Currently on view: Montréal
Pierrick Sorin: Une vie bien remplie
at Great Hall, Darling Foundry
16 June – 28 August 2011

Pierrick Sorin “C’est mignon tout ça” (1993) short film 4 mins. Courtesy of the artist and Darling Foundry

Une Vie Bien Remplie is a collection of works by French videographer Pierrick Sorin, currently at the Darling Foundry. The six pieces on show form a comprehensive twenty-year overview of the artist’s career, spanning most of his thematic realm. Sorin reaches high levels of self-contemplation with each of his films and videos in order to subvert his own artistic relevance and project the buoyancy of his humor, which fluctuates between subtlety and satire.
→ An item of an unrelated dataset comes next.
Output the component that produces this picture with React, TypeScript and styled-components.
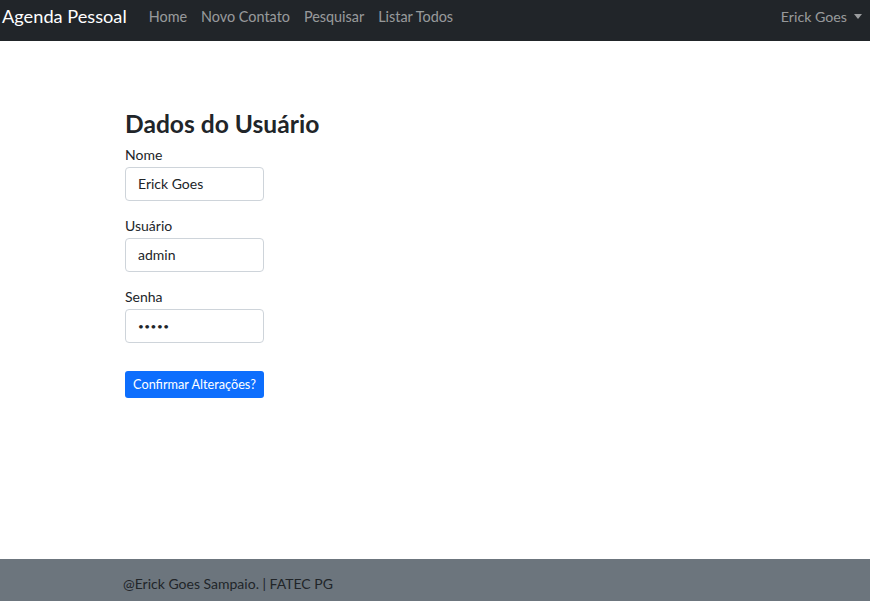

With “C’est mignon tout ça” (1993) for example, Sorin films himself on all fours in garter belt, high heels and stockings, fondling a monitor inches from his face which is broadcasting a live feed of his own behind. The mise en scène is overdubbed and inter-spliced with a closely-shot interview of our self-portraitist, confessing his difficulties at overcoming shyness and creating meaningful relationships with others. If nothing else, this first piece illustrates the extent to which Sorin uses the versatility of video to comment on this medium of tele-presence that separates as much as unites its protagonists with the rest of the world.